No hay dudas: el COVID-19 revolucionó el mundo. Sin embargo, en Argentina se vivieron muchas particularidades que dejan material para escribir una enciclopedia de psicología. La estrategia, a contramano del mundo, del encierro bobo y absoluto, con una cuarentena feroz, fue primero el apogeo y luego la condena del Frente de Todos.
Cuando la gente no iba a trabajar, pero seguía cobrando el sueldo, el “quedate en casa” fue la consigna que Alberto Fernández logró imponer con éxito. Para abril de este año, varios encuestadores decían que el presidente superaba el 80% de imagen positiva. Pero el quiebre de una economía que ya venía en decadencia y el hartazgo popular cambió absolutamente todo.
El temor a que los empleadores no puedan seguir pagando el salario (ni con ayuda del Estado), la necesidad de juntarse con los amigos, las ganas de practicar algún deporte o el simple deseo sexual para los que no viven en pareja terminó derrumbando un castillo que finalmente demostró ser de arena. Alberto quedó descolocado. En cierta manera se sintió traicionado. A pesar de conocer al electorado cambiante de su país, hasta ahora tiene inconvenientes en aceptar que la estrategia que lo hizo un todopoderoso, hoy lo haya dejado sin nada. En muchos casos, repudiado y duramente cuestionado.

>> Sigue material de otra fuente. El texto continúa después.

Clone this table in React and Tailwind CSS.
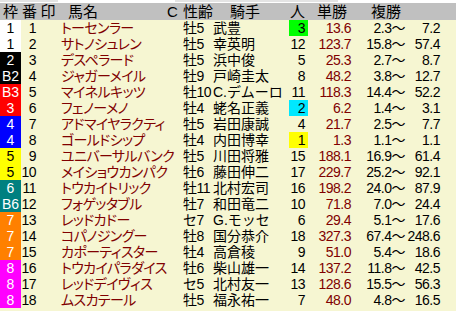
import React from "react";

const rows = [
  ["1", "1", "トーセンラー", "牡5", "武豊", "3", "13.6", "2.3～", "7.2"],
  ["1", "2", "サトノシュレン", "牡5", "幸英明", "12", "123.7", "15.8～", "57.4"],
  ["2", "3", "デスペラード", "牡5", "浜中俊", "5", "25.3", "2.7～", "8.7"],
  ["B2", "4", "ジャガーメイル", "牡9", "戸崎圭太", "8", "48.2", "3.8～", "12.7"],
  ["B3", "5", "マイネルキッツ", "牡10", "C.デムーロ", "11", "118.3", "14.4～", "52.2"],
  ["3", "6", "フェノーメノ", "牡4", "蛯名正義", "2", "6.2", "1.4～", "3.1"],
  ["4", "7", "アドマイヤラクティ", "牡5", "岩田康誠", "4", "21.7", "2.5～", "7.7"],
  ["4", "8", "ゴールドシップ", "牡4", "内田博幸", "1", "1.3", "1.1～", "1.1"],
  ["5", "9", "ユニバーサルバンク", "牡5", "川田将雅", "15", "188.1", "16.9～", "61.4"],
  ["5", "10", "メイショウカンパク", "牡6", "藤田伸二", "17", "229.7", "25.2～", "92.1"],
  ["6", "11", "トウカイトリック", "牡11", "北村宏司", "16", "198.2", "24.0～", "87.9"],
  ["B6", "12", "フォゲッタブル", "牡7", "和田竜二", "10", "71.8", "7.0～", "24.4"],
  ["7", "13", "レッドカドー", "セ7", "G.モッセ", "6", "29.4", "5.1～", "17.6"],
  ["7", "14", "コパノジングー", "牡8", "国分恭介", "18", "327.3", "67.4～", "248.6"],
  ["7", "15", "カポーティスター", "牡4", "高倉稜", "9", "51.0", "5.4～", "18.6"],
  ["8", "16", "トウカイパラダイス", "牡6", "柴山雄一", "14", "137.2", "11.8～", "42.5"],
  ["8", "17", "レッドデイヴィス", "セ5", "北村友一", "13", "128.6", "15.5～", "56.3"],
  ["8", "18", "ムスカテール", "牡5", "福永祐一", "7", "48.0", "4.8～", "16.5"],
];

function frameClass(w) {
  const n = w.replace("B", "");
  switch (n) {
    case "1":
      return "bg-white text-black";
    case "2":
      return "bg-black text-white";
    case "3":
      return "bg-[#ff0000] text-white";
    case "4":
      return "bg-[#0000ff] text-white";
    case "5":
      return "bg-[#ffff00] text-black";
    case "6":
      return "bg-[#008080] text-white";
    case "7":
      return "bg-[#ff8000] text-white";
    default:
      return "bg-[#ff00ff] text-white";
  }
}

function popClass(p) {
  if (p === "1") return "bg-[#ffff00]";
  if (p === "2") return "bg-[#00e8ff]";
  if (p === "3") return "bg-[#00ff00]";
  return "";
}

export default function App() {
  return (
    <div
      className="w-[456px] h-[314px] bg-white overflow-hidden"
      style={{ fontFamily: '"Liberation Sans", "Noto Sans CJK JP", sans-serif' }}
    >
      <div className="h-[3px] flex">
        <div className="w-[58px] h-[2px] bg-[#e4e4e4]" />
        <div className="w-[117px]" />
        <div className="w-[163px] h-[2px] bg-[#e4e4e4]" />
      </div>
      <div className="h-[17px] bg-[#c0c0c0] flex text-[14px] leading-[17px] text-black">
        <div className="w-[21px] text-center text-[15px]">枠</div>
        <div className="w-[17px] text-center text-[15px]">番</div>
        <div className="w-[20px] text-center text-[15px]">印</div>
        <div className="w-[107px] pl-[10px] text-[15px]">馬名</div>
        <div className="w-[18px] pl-[2px] text-[15px]">C</div>
        <div className="w-[30px] text-[15px]">性齢</div>
        <div className="w-[76px] pl-[17px] text-[15px]">騎手</div>
        <div className="w-[19px] pl-[1px] text-[15px]">人</div>
        <div className="w-[63px] pl-[9px] text-[15px]">単勝</div>
        <div className="flex-1 text-[15px]">複勝</div>
      </div>
      <div className="bg-[#f6f6d2] pb-[3px]">
        {rows.map((r, i) => (
          <div key={i} className="h-[16px] flex text-[14px] leading-[16px] text-black">
            <div className={`w-[21px] text-center ${frameClass(r[0])}`}>{r[0]}</div>
            <div className="w-[17px] text-right pr-[2px] tracking-[-0.5px]">{r[1]}</div>
            <div className="w-[20px]" />
            <div className="w-[107px] pl-[3px] text-[#800000] whitespace-nowrap [font-feature-settings:'palt'] tracking-[-0.6px]">
              {r[2]}
            </div>
            <div className="w-[18px]" />
            <div className="w-[30px] whitespace-nowrap tracking-[-0.5px]">{r[3]}</div>
            <div className="w-[76px] whitespace-nowrap">{r[4]}</div>
            <div className={`w-[19px] text-right pr-[3px] tracking-[-0.5px] ${popClass(r[5])}`}>{r[5]}</div>
            <div className="w-[44px] text-right pr-[1px] text-[#800000] tracking-[-0.5px]">{r[6]}</div>
            <div className="w-[54px] text-right pr-[1px] whitespace-nowrap tracking-[-0.5px]">{r[7]}</div>
            <div className="w-[36px] text-right pr-[2px] tracking-[-0.5px]">{r[8]}</div>
            <div className="flex-1" />
          </div>
        ))}
      </div>
    </div>
  );
}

La cuestionada solución rusa
De los anuncios rimbombantes sobre el virus, el Gobierno se vio obligado a desviar la agenda con desesperación. La gente ya no quiere saber nada del COVID-19, por lo que las autoridades, en lo que a la pandemia se refiere, solo pueden expresarse sobre la vacuna. Incluso, en este sentido, el ministerio de Salud tiene serios problemas. Resulta que un porcentaje no menor de los argentinos no quiere saber absolutamente nada con la vacuna de Rusia que Fernández importará. En redes sociales, mucha gente ya aseguró que no piensa dársela, y que ante obligatoriedad, comprará un certificado falso.
Lo cierto es que ni los médicos confían. La última semana visité a una médica clínica, a la que le consulté por este asunto y me dio una respuesta contundente: “Yo no me vacuno con esto ni a punta de pistola y no pienso permitir que nadie en mi familia lo haga”. Las personas que conozco que se desempeñan en el ámbito de la salud se expresan en el mismo sentido. Algo huele mal con todo esto, ya que cuando apareció en escena la famosa vacuna rusa, los epidemiólogos que asesoraban al Gobierno se esfumaron de la pantalla. Esta mañana, las autoridades aseguraron que, a diferencia de lo que dijeron en un principio, la vacunación “no será obligatoria” y que apuntan a una campaña de concientización para que la ciudadanía la adopte voluntariamente.
Existe una razón lógica por la cual las autoridades están desesperadas en aplicarle a la ciudadanía algo en lo que ni ellos confían. Cabe destacar que el mismo presidente reconoció que se negó a aplicársela, pero porque le parecía injusto ser el primero cuando hay gente que la necesita más. No le creyó nadie. No hay que ser muy mal pensado para llegar a la conclusión que, al momento de comenzar a repartir la supuesta vacuna, el Gobierno podrá dar por terminado el asunto. Lo único que necesita el peronismo es una salida elegante para decirle a la gente que puede volver a la vida de siempre.
Claro que esa normalidad está retornando de facto. Se terminaron los controles en las estaciones de metro, ya no hay inspecciones que cuiden las distancias en los restaurantes y nadie es interpelado para que muestre su “permiso” de circulación. Los ciudadanos ya hasta desafían a la policía cuando hay un llamado de atención para ponerse bien el barbijo. Lo único que quedó fueron los cuidados básicos, cierta distancia y las precauciones lógicas, que era lo razonable para el día uno. Mientras tanto, los distritos más poblados caen en número de casos. Aunque las autoridades criticaron la teoría de la inmunidad del rebaño, todo parece indicar que algo de eso hay. Al día de hoy, varios especialistas aseguran que aquellas personas que, como pedía el Gobierno, hicieron cuarentena ortodoxa, resultaron inmunodeprimidas. Por lo que, paradójicamente, terminaron siendo más vulnerables.
Caminar por Buenos Aires hoy es ver la decadencia del coronavirus. Mejor dicho, de las medidas absurdas que se tomaron para “enfrentarlo”. Ya nadie obedece absolutamente nada. La experiencia soviética curiosamente cayó como el Muro de Berlín. Para comprender este momento, y en sintonía con la fecha, estamos como en los días siguientes a aquel 9 de noviembre de 1989. Las autoridades de la Alemania Oriental siguen ahí, existen los puestos de control, pero ya nada tiene importancia. Lo que atemorizó y arruinó tantas vidas sucumbió ante el profundo e inevitable deseo de libertad.